December 2, 2021 - UTMediaCAT/mediacat-docs GitHub Wiki

Agenda

update on Twitter crawler?
John to work on issue of slow processing for Found URLs (utility script populating JSON)
John will look into getting the domain from link for twitter crawler to resolve issue of missing URLs
John to run some scripts on the output from al-monitor crawl after stopping the domain crawl to see if there are duplicates. If there are no duplicates, run through URL-finding utility script and then start the start post-processor on this data.
John to run the new, database-free metascraper script against 10 JSON from the NYT crawl that have the date in the URL, and respond back about success rate. Share these JSON with Colin, who will run html date against the same sample so we can compare the success.
John to delete old metascraper and commit new metascraper to utils folder for the post-processor.
Colin to document and commit his .csv processing script to a utils folder in the Front-End repository
Colin to look at the work involved in running this python crawler again: https://github.com/UTMediaCAT/Voyage/blob/master-conversion/src/Crawler.py particularly the underlying library. What would it take to refactor or redevelop this crawler, and what benefits would it bring to the project. One key piece is understanding the domains supported by the library and how many of those appear in Alejandro's scope. See documentation here: https://newspaper.readthedocs.io/en/latest/

utility to get title was hanging on the URLs -- added a time-out and if unable to get title, leaves it blank
John will commit this to the util folder once he's done testing, and add documentation to read me

John added this functionality to the postprocessor, and once postprocessor is done, he'll push it together with other changes

117,000 files, about 30,000 duplicates, which is about the same as the second crawl, so we'll delete the first crawl

for domain crawl
script to extract all urls in article (found URL function)
run date scraper (either metascraper or html-date)
then this output can go into the postprocessor
for twitter crawl
- have utility to expand short url built into crawler
- if not used, then use utility after crawl

metascraper (javascraper) vs html-date: metascraper on nytimes 10 articles only got 4 right, but could be picking up on updated article date; html-date got all 10 right
we will test on 10 articles from 972mag.com to see how they do.
John removed all metascraper, and updated his

currently, tweets with relevant citations are put into the interest.output because the url of the tweet is outside of scope
change the postprocessor to put the tweet itself in the output (as opposed to interest.output) -- not sure yet?

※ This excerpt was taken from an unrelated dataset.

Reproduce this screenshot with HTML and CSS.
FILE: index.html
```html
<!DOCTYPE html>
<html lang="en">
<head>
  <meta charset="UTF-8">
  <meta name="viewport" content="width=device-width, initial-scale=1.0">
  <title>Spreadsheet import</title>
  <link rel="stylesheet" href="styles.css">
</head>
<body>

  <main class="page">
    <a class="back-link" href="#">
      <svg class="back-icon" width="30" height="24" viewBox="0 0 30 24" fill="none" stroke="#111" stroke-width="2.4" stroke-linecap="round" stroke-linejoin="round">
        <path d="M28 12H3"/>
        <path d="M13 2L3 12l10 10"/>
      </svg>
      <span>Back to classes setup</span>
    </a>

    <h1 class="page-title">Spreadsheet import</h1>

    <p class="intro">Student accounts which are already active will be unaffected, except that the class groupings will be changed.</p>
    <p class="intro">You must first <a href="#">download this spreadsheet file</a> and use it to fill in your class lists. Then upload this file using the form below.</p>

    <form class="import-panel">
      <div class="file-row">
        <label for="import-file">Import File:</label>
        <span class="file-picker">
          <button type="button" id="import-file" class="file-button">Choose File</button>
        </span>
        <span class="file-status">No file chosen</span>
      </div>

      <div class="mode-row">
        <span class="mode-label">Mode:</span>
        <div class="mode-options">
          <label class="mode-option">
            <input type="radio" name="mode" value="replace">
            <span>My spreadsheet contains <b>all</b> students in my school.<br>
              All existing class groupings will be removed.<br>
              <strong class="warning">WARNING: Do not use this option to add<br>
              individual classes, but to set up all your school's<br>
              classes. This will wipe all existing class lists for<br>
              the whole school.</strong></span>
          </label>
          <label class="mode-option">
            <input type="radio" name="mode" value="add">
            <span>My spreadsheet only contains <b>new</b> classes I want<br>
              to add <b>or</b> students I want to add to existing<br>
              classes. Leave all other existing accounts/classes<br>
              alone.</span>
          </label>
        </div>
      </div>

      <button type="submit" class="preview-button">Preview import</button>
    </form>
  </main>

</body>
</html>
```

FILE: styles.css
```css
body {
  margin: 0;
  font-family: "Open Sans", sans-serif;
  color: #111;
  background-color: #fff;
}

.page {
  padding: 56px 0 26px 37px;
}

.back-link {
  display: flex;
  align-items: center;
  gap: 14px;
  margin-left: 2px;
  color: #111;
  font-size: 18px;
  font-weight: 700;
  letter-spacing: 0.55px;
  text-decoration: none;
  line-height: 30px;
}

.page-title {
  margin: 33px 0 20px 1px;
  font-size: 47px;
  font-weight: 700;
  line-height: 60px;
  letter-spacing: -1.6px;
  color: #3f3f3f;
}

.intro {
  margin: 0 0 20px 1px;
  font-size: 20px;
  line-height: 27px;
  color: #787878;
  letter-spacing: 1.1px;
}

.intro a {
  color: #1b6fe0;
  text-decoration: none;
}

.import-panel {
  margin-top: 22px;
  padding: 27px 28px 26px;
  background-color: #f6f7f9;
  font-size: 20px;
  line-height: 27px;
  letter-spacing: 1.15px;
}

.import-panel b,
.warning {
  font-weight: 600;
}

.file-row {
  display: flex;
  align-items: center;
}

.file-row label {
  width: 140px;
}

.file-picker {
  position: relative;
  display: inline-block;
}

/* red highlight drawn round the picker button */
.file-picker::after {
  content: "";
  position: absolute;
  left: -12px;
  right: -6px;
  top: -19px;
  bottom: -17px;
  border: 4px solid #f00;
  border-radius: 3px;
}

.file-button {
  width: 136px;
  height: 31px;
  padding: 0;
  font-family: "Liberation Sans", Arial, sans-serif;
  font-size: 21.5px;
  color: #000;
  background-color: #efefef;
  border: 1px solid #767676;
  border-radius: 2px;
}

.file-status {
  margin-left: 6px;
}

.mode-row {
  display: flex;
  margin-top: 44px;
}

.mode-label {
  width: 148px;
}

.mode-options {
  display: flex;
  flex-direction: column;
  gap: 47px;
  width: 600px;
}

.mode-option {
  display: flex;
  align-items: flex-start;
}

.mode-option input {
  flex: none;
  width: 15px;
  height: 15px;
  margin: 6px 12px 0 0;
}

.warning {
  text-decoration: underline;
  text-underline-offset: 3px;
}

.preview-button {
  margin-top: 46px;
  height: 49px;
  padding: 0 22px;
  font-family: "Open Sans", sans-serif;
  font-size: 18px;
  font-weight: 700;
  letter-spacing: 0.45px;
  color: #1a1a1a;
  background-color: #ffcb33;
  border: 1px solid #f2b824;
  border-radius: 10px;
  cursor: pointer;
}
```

python crawler by itself needs work on a bunch of filters
Colin installed the main branch version, and was not able to find links running on 972mag.com
probably not worth it, but Colin will try on old-fashioned aljazeerah.info
found links, but then failed mostly due to empty queue, kept getting caught on wordpress admin page
- takes a strange path
- might need filters to avoid getting stuck on some of these urls

John commit utility for title
John run postprocessor on almonitor.com crawl
test metascraper vs html-date on 972mag.com almonitor.com articles
colin will look at python crawler with different domains, including aljazeerah.info
Colin will produce a CSV with all the tweets with in-scope citations from NYT twitter data: some headings will be name of source, date, found_url (if included), name of twitter user (from NYTimes Twitter handle spreadsheet tab), and then any twitter counts (like likes or retweets).
John will look at whether it's possible to include as many data points as possible in output (e.g., like counts, re-tweet counts, etc).
John will look at whether it's possibele to change the postprocessor to place relevant tweets directly in output (as opposed to interest.output)
Alejandro will write an email to Kirsta et al about possibility of multiprocessing
Alejandro will send a list of sites for domain crawling to John
Alejandro will talk to Shengsong about meeting up with team or with John in prep for next semester.